Schottky uniformizations of Automorphisms of Riemann surfaces (1307.2470v1)

Abstract: It is well known that the collection of uniformizations of a closed Riemann surface $S$ is partially ordered; the lowest ones are the Schottky unformizations, that is, tuples $(\Omega,\Gamma,P:\Omega \to S)$, where $\Gamma$ is a Schottky group with region of discontinuity $\Omega$ and $P:\Omega \to S$ is a regular holomorphic cover map with $\Gamma$ as its deck group.
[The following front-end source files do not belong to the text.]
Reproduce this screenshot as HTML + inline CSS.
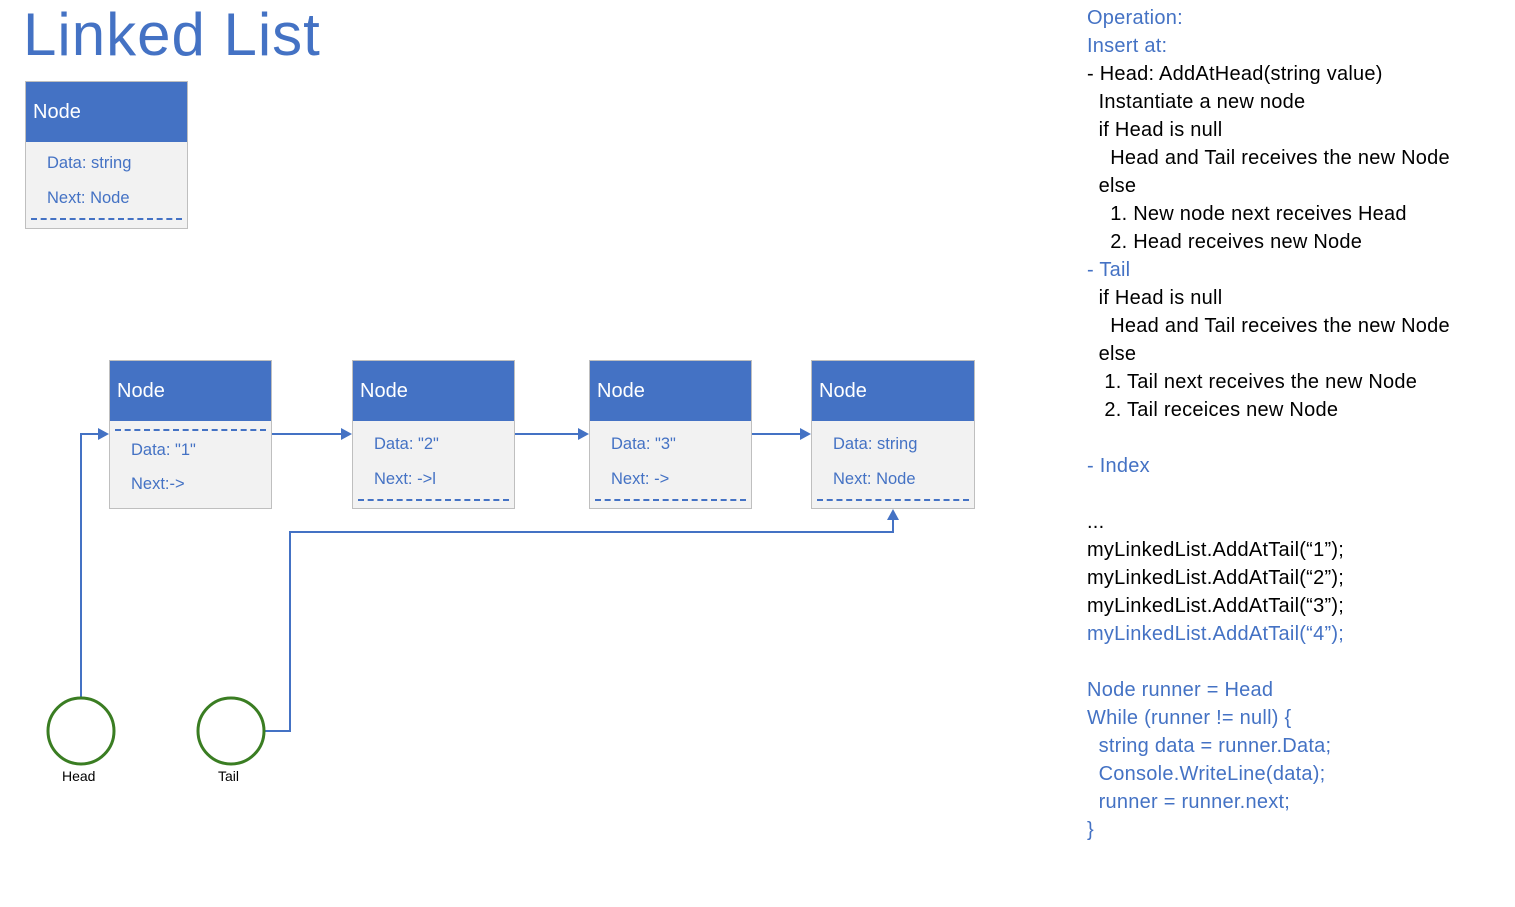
<!DOCTYPE html>
<html><head><meta charset="utf-8"><style>
body{margin:0;width:1515px;height:907px;background:#fff;position:relative;overflow:hidden;font-family:"Liberation Sans",sans-serif}
.a{position:absolute;white-space:pre}
.node{position:absolute;width:160px;height:146px;background:#f2f2f2;border:1px solid #bfbfbf;box-sizing:border-box}
.node .h{height:60px;background:#4472c4;color:#fff;font-size:20px;line-height:60px;padding-left:7px}
.node .t{position:absolute;left:21px;color:#4472c4;font-size:16.5px}
.node .d{position:absolute;left:5px;right:5px;border-top:2px dashed #4472c4;height:0}
.r{position:absolute;left:1087px;font-size:20px;letter-spacing:0.25px;white-space:pre;line-height:28px}
.b{color:#4472c4}
</style></head><body>
<div class="a" style="left:23px;top:0;font-size:60px;color:#4472c4;letter-spacing:1px">Linked List</div>

<div class="node" style="left:25px;top:81px;width:163px;height:148px"><div class="h">Node</div>
<div class="t" style="top:72px">Data: string</div><div class="t" style="top:107px">Next: Node</div><div class="d" style="top:136px"></div></div>

<div class="node" style="left:109px;top:360px;width:163px;height:149px"><div class="h">Node</div><div class="d" style="top:68px"></div>
<div class="t" style="top:80px">Data: "1"</div><div class="t" style="top:114px">Next:-&gt;</div></div>
<div class="node" style="left:352px;top:360px;width:163px;height:149px"><div class="h">Node</div>
<div class="t" style="top:74px">Data: "2"</div><div class="t" style="top:109px">Next: -&gt;l</div><div class="d" style="top:138px"></div></div>
<div class="node" style="left:589px;top:360px;width:163px;height:149px"><div class="h">Node</div>
<div class="t" style="top:74px">Data: "3"</div><div class="t" style="top:109px">Next: -&gt;</div><div class="d" style="top:138px"></div></div>
<div class="node" style="left:811px;top:360px;width:164px;height:149px"><div class="h">Node</div>
<div class="t" style="top:74px">Data: string</div><div class="t" style="top:109px">Next: Node</div><div class="d" style="top:138px"></div></div>

<svg width="1515" height="907" style="position:absolute;left:0;top:0" fill="none" stroke="#4472c4" stroke-width="2">
<path d="M81 698V434H98"/><path d="M98 428l11 6-11 6z" fill="#4472c4" stroke="none"/>
<path d="M272 434H341"/><path d="M341 428l11 6-11 6z" fill="#4472c4" stroke="none"/>
<path d="M515 434H578"/><path d="M578 428l11 6-11 6z" fill="#4472c4" stroke="none"/>
<path d="M752 434H800"/><path d="M800 428l11 6-11 6z" fill="#4472c4" stroke="none"/>
<path d="M265 731H290V532H893V520"/><path d="M887 520l6-11 6 11z" fill="#4472c4" stroke="none"/>
<circle cx="81" cy="731" r="33" stroke="#3a7d22" stroke-width="3" fill="#fff"/>
<circle cx="231" cy="731" r="33" stroke="#3a7d22" stroke-width="3" fill="#fff"/>
</svg>
<div class="a" style="left:62px;top:768px;font-size:14px">Head</div>
<div class="a" style="left:218px;top:768px;font-size:14px">Tail</div>

<div class="r" style="top:4px"><span class="b">Operation:
Insert at:</span>
- Head: AddAtHead(string value)
  Instantiate a new node
  if Head is null
    Head and Tail receives the new Node
  else
    1. New node next receives Head
    2. Head receives new Node
<span class="b">- Tail</span>
  if Head is null
    Head and Tail receives the new Node
  else
   1. Tail next receives the new Node
   2. Tail receices new Node

<span class="b">- Index</span>

...
myLinkedList.AddAtTail(“1”);
myLinkedList.AddAtTail(“2”);
myLinkedList.AddAtTail(“3”);
<span class="b">myLinkedList.AddAtTail(“4”);

Node runner = Head
While (runner != null) {
  string data = runner.Data;
  Console.WriteLine(data);
  runner = runner.next;
}</span></div>
</body></html>
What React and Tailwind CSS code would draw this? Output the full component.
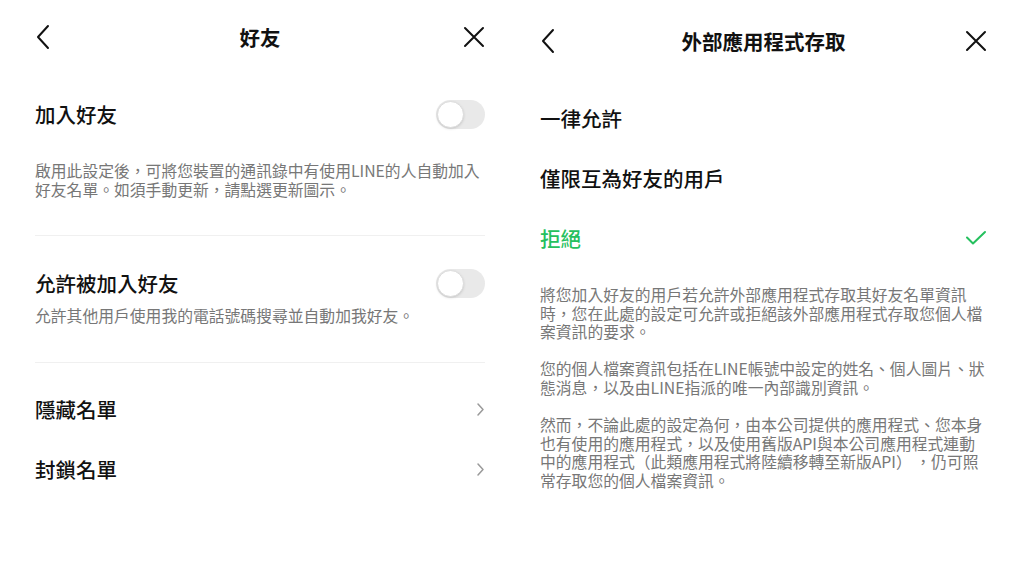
import React from "react";

const font = { fontFamily: '"Noto Sans CJK TC", "Noto Sans", sans-serif' };

function BackIcon() {
  return (
    <svg width="16" height="26" viewBox="0 0 16 26" fill="none" stroke="#111" strokeWidth="2" strokeLinecap="round" strokeLinejoin="round">
      <path d="M13 2 L3 13 L13 24" />
    </svg>
  );
}

function CloseIcon() {
  return (
    <svg width="22" height="22" viewBox="0 0 22 22" fill="none" stroke="#111" strokeWidth="2" strokeLinecap="round">
      <path d="M2 2 L20 20 M20 2 L2 20" />
    </svg>
  );
}

function Chevron() {
  return (
    <svg width="9" height="15" viewBox="0 0 9 15" fill="none" stroke="#9a9a9a" strokeWidth="1.5" strokeLinecap="round" strokeLinejoin="round">
      <path d="M2 2 L7 7.5 L2 13" />
    </svg>
  );
}

function Check() {
  return (
    <svg width="22" height="16" viewBox="0 0 22 16" fill="none" stroke="#25c05e" strokeWidth="2" strokeLinecap="round" strokeLinejoin="round">
      <path d="M2 7.5 L8 13.5 L20 2" />
    </svg>
  );
}

function Toggle() {
  return (
    <div className="w-[49px] h-[29px] rounded-full bg-[#e9e9e9] p-[1px] flex items-center">
      <div className="w-[27px] h-[27px] rounded-full bg-white border border-[#dcdcdc] shadow-sm" />
    </div>
  );
}

function Header({ title }) {
  return (
    <div className="h-[42px] flex items-center justify-between">
      <div className="w-[24px] flex items-center"><BackIcon /></div>
      <div className="text-[20.5px] font-bold text-[#111]">{title}</div>
      <div className="w-[24px] flex items-center justify-end"><CloseIcon /></div>
    </div>
  );
}

function FriendsPanel() {
  return (
    <div className="w-[512px] pt-[16px] pl-[35px] pr-[27px]">
      <Header title="好友" />

      <div className="mt-[28px] h-[56px] flex items-center justify-between">
        <span className="text-[20.5px] font-medium text-[#111]">加入好友</span>
        <Toggle />
      </div>
      <p className="mt-[20px] text-[15.8px] leading-[18.6px] text-[#777]">
        啟用此設定後，可將您裝置的通訊錄中有使用LINE的人自動加入好友名單。如須手動更新，請點選更新圖示。
      </p>

      <div className="mt-[36px] border-t border-[#f0f0f0]" />

      <div className="mt-[33px] h-[28px] flex items-center justify-between">
        <span className="text-[20.5px] font-medium text-[#111]">允許被加入好友</span>
        <Toggle />
      </div>
      <p className="mt-[10px] text-[15.8px] leading-[18.6px] text-[#777]">
        允許其他用戶使用我的電話號碼搜尋並自動加我好友。
      </p>

      <div className="mt-[36px] border-t border-[#f0f0f0]" />

      <div className="mt-[17px]">
        {["隱藏名單", "封鎖名單"].map((t) => (
          <div key={t} className="h-[60px] flex items-center justify-between">
            <span className="text-[20.5px] font-medium text-[#111]">{t}</span>
            <Chevron />
          </div>
        ))}
      </div>
    </div>
  );
}

function AccessPanel() {
  const options = [
    { label: "一律允許", selected: false },
    { label: "僅限互為好友的用戶", selected: false },
    { label: "拒絕", selected: true },
  ];
  return (
    <div className="w-[512px] pt-[20px] pl-[28px] pr-[37px]">
      <Header title="外部應用程式存取" />

      <div className="mt-[26px]">
        {options.map((o) => (
          <div key={o.label} className="h-[60px] flex items-center justify-between">
            <span className={`text-[20.5px] font-medium ${o.selected ? "text-[#25c05e]" : "text-[#111]"}`}>
              {o.label}
            </span>
            {o.selected && <Check />}
          </div>
        ))}
      </div>

      <div className="mt-[18px] flex flex-col gap-[18.6px] text-[15.8px] leading-[18.6px] text-[#777]">
        <p>將您加入好友的用戶若允許外部應用程式存取其好友名單資訊時，您在此處的設定可允許或拒絕該外部應用程式存取您個人檔案資訊的要求。</p>
        <p>您的個人檔案資訊包括在LINE帳號中設定的姓名、個人圖片、狀態消息，以及由LINE指派的唯一內部識別資訊。</p>
        <p>
          然而，不論此處的設定為何，由本公司提供的應用程式、您本身也有使用的應用程式，以及使用舊版API與本公司應用程式連動中的應用程式（此類應用程式將陸續移轉至新版API） ，仍可照
          <br />
          常存取您的個人檔案資訊。
        </p>
      </div>
    </div>
  );
}

export default function App() {
  return (
    <div className="w-[1024px] h-[576px] bg-white flex overflow-hidden" style={font}>
      <FriendsPanel />
      <AccessPanel />
    </div>
  );
}
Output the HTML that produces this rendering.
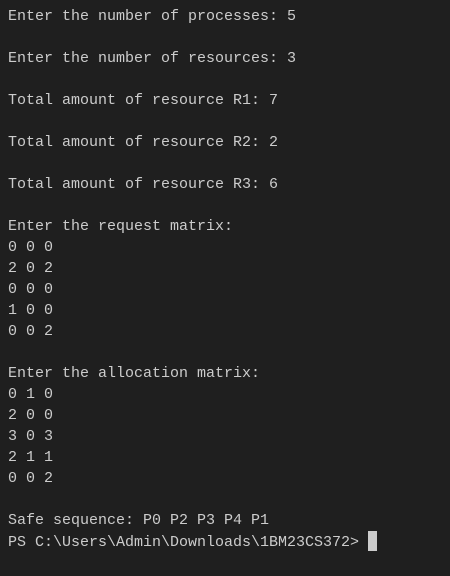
<!DOCTYPE html>
<html><head><style>
html,body{margin:0;padding:0;background:#1f1f1f;width:450px;height:576px;overflow:hidden}
pre{margin:0;padding:6px 0 0 8px;font-family:"Liberation Mono","DejaVu Sans Mono",monospace;font-size:15px;line-height:21px;color:#cccccc}
.cur{display:inline-block;width:9px;height:20px;background:#cccccc;vertical-align:-5px;margin-left:9px}
</style></head><body><pre>Enter the number of processes: 5

Enter the number of resources: 3

Total amount of resource R1: 7

Total amount of resource R2: 2

Total amount of resource R3: 6

Enter the request matrix:
0 0 0
2 0 2
0 0 0
1 0 0
0 0 2

Enter the allocation matrix:
0 1 0
2 0 0
3 0 3
2 1 1
0 0 2

Safe sequence: P0 P2 P3 P4 P1
PS C:\Users\Admin\Downloads\1BM23CS372&gt;<span class="cur"></span></pre></body></html>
Let $\tau:S \to S$ be a conformal (respectively, anticonformal) automorphism of $S$ of finite order $n$, and let $(\Omega,\Gamma,P:\Omega \to S)$ be a Schottky uniformization of $S$. Assume that $\tau$ lifts with respect to the previous Schottky uniformization, that is, there exists a M\"obius (respectively, extended M\"obius) transformation $\kappa$, keeping $\Omega$ invariant, with $P \circ \kappa=\tau \circ P$. The Kleinian (respectively, extended Kleinian) group $K=< \Gamma, \kappa >$ contains $\Gamma$ as a finite index normal subgroup and $K/\Gamma \cong {\mathbb Z}_{n}$. We provide a structural picture of $K$ in terms of the Klein-Maskit's combination theorems and some basic groups. Some consequences are (i) the determination of the number of topologically different types of such groups (fixed $n$ and the rank of the Schottky normal subgroup) and (ii) for $n$ prime, the number of normal Schottky normal subgroups, up to conjugacy, that $K$ has.